I did a year-long run starting from 20011201 and all the output appears to have saved in one file labeled ctm.bpch.v7-04-13-tra54.2001120100
So first off I'm wondering, is there a way to save each monthly mean as a separate ctm.bpch file? Secondly, the output file won't read into gamap - I thought the file might be corrupt, but actually it seems to read in fine with bpch_test. When I do gamap, fi='<filename>', I get this error:
   Error (-261) reading file
   ctm.bpch.v7-04-13-tra54.2001120100
    in block 3912
   POINT_LUN: Negative postition argument not allowed. Position: -2147377716,
   Unit: 21
   File: ctm.bpch.v7-04-13-tra54.2001120100
I get the same error when I try to use ctm_get_datablock to pull out one tracer. Do you think the file is salvageable? Have you seen this problem before? I'm wondering if the file is just too big...

Bob Yantosca (yantosca@seas.harvard.edu) replied:

Right now the code can't save to separate bpch files. However, you can split them up wtih bpch_sep.pro into individual files in post-processing. For example:
   pro split

      ; Splits into monthly bpch files (change as necesary)
  
      ; The big input file
      InFile = 'ctm.bpch.v8-01-01-geos5-Run0.2005010100'
      ctm_cleanup

      ; Split the data in the big file for 20050101 into a separate file
      bpch_sep, InFile, 'ctm.bpch.v8-01-01-geos5-Run0.20050101', $
         tau=nymd2tau( 20050101 )
   end

GAMAP routine BPCH_LINK will concatenate data blocks from several smaller bpch files and save them into a large bpch file.

   ; Consolidates data from the 'ctm.bpch.*' files
   ; into a single file named 'new.ctm.bpch'
   BPCH_LINK, 'ctm.bpch.*', 'new.ctm.bpch'

--Bmy 16:53, 22 April 2008 (EDT)

Renaming and Regridding APROD/GPROD restart files

When using secondary aerosols, you need a restart_aprod_gprod.YYYYMMDDhh file. Unlike the general restart file used for GEOS-Chem runs, it cannot be simply renamed and ready to use for another simulation date.

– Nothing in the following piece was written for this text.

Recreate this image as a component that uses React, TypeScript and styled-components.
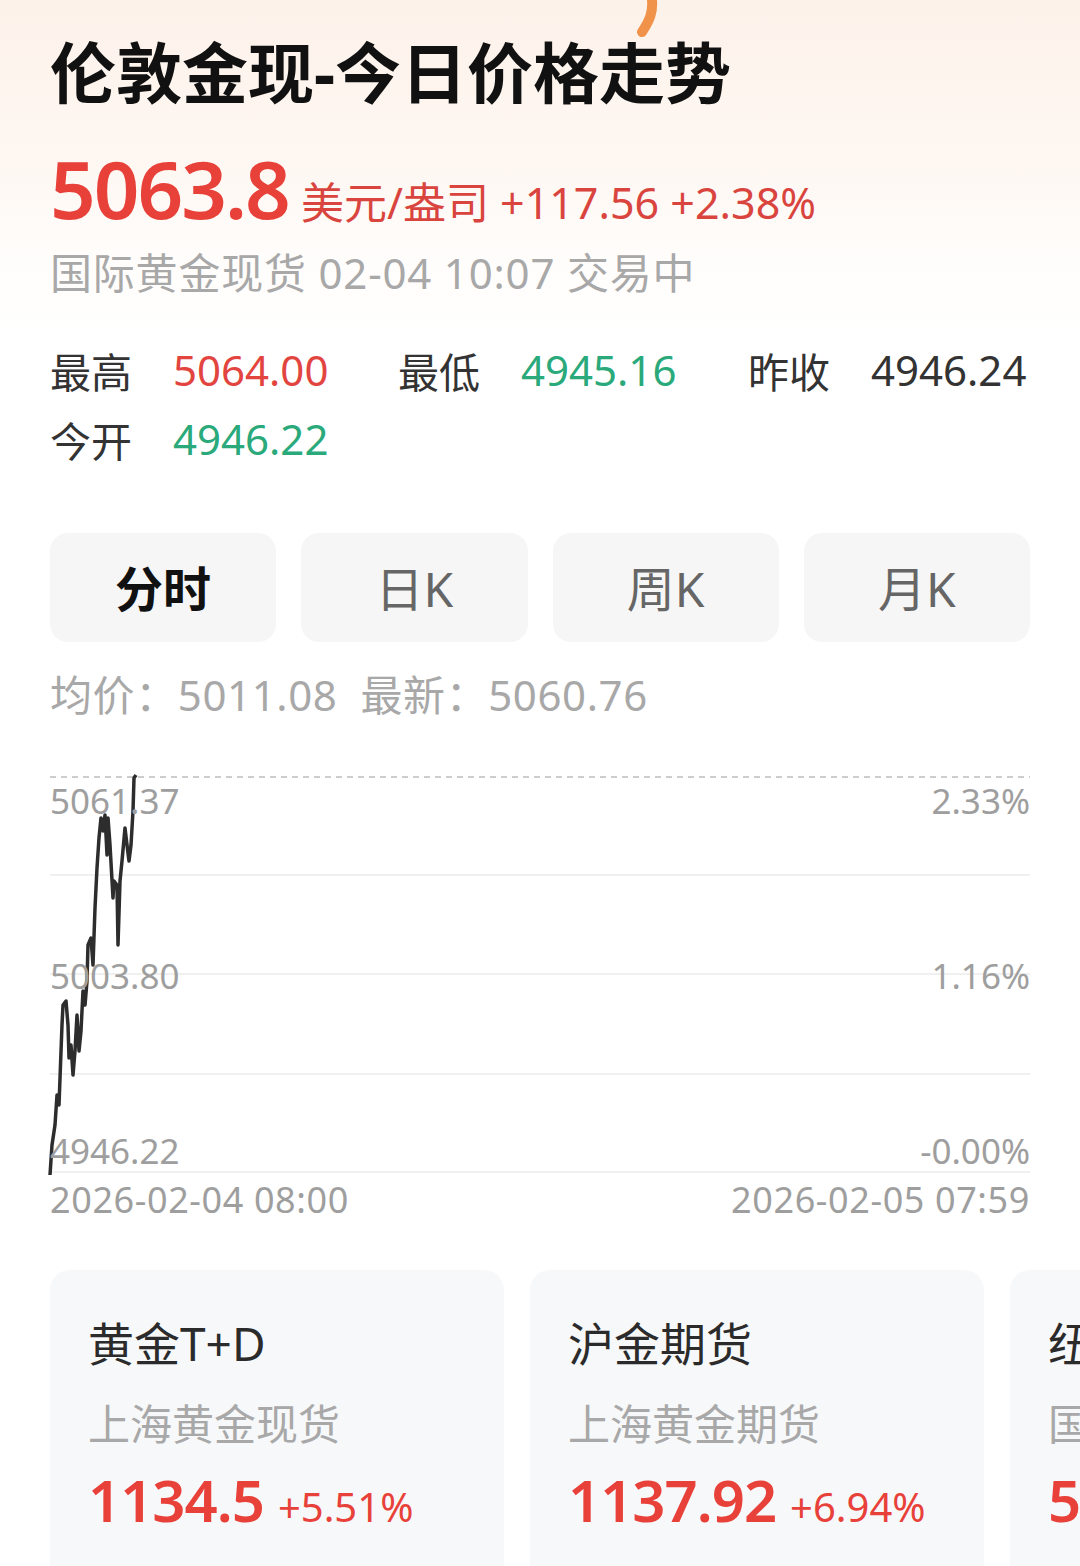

Renaming APROD/GPROD restart files

You must rewrite you restart_gprod_aprod.YYYYMMDDhh so that the date in the filename is the same as the one in the datablock headers. A new routine in GAMAP v2.12 will do it for you: ../gamap2/date_time/rewrite_agprod.pro

Regridding APROD/GPROD restart files

You can regrid a 2ndary aerosol restart file with the same routines used to regrid the standard restart file. However you need to tell the routines to regrid all tracers with the keyword diagn=0 (which means "all tracers"):

regridh_restart, ..., diagn=0
regridv_restart, ..., diagn=0

--phs 14:51, 4 April 2008 (EDT)

Combining output from timeseries files

Ray Nassar (ray@io.as.harvard.edu) wrote:

I just have a quick question, is there any GAMAP routine that can average all hourly data blocks in a timeseries file to make a single daily average bpch file?
It appears like I could use the average option of ctm_sum.pro but I do not quite understand where the averaged data goes and afterwards would still have to write to bpch.

Philippe Le Sager (plesager@seas.harvard.edu) replied:

Check the
   /gamap2/timeseries/gc_combine_nd49.pro
   /gamap2/timeseries/gc_combine_nd48.pro 
routines, which combines daily bpch files (nd48 & nd49 output, but also met field input files) into 4D data blocks. It has many options. You can extract a subset of data according to time and/or location, or process the data (moving average, daily max, shift to local time). You can either save the data into a new bpch file or just get an array of data in output.
I wrote a tutorial that gives some pointers here.
-Philippe

--Bob Y. 09:43, 1 April 2008 (EDT)

Under certain circumstances, a minor bug can occur in routine gc_combine_nd49.pro. See this description on our GAMAP bugs & fixes page for more information. This bug is slated for release in the next GAMAP release (v2-13).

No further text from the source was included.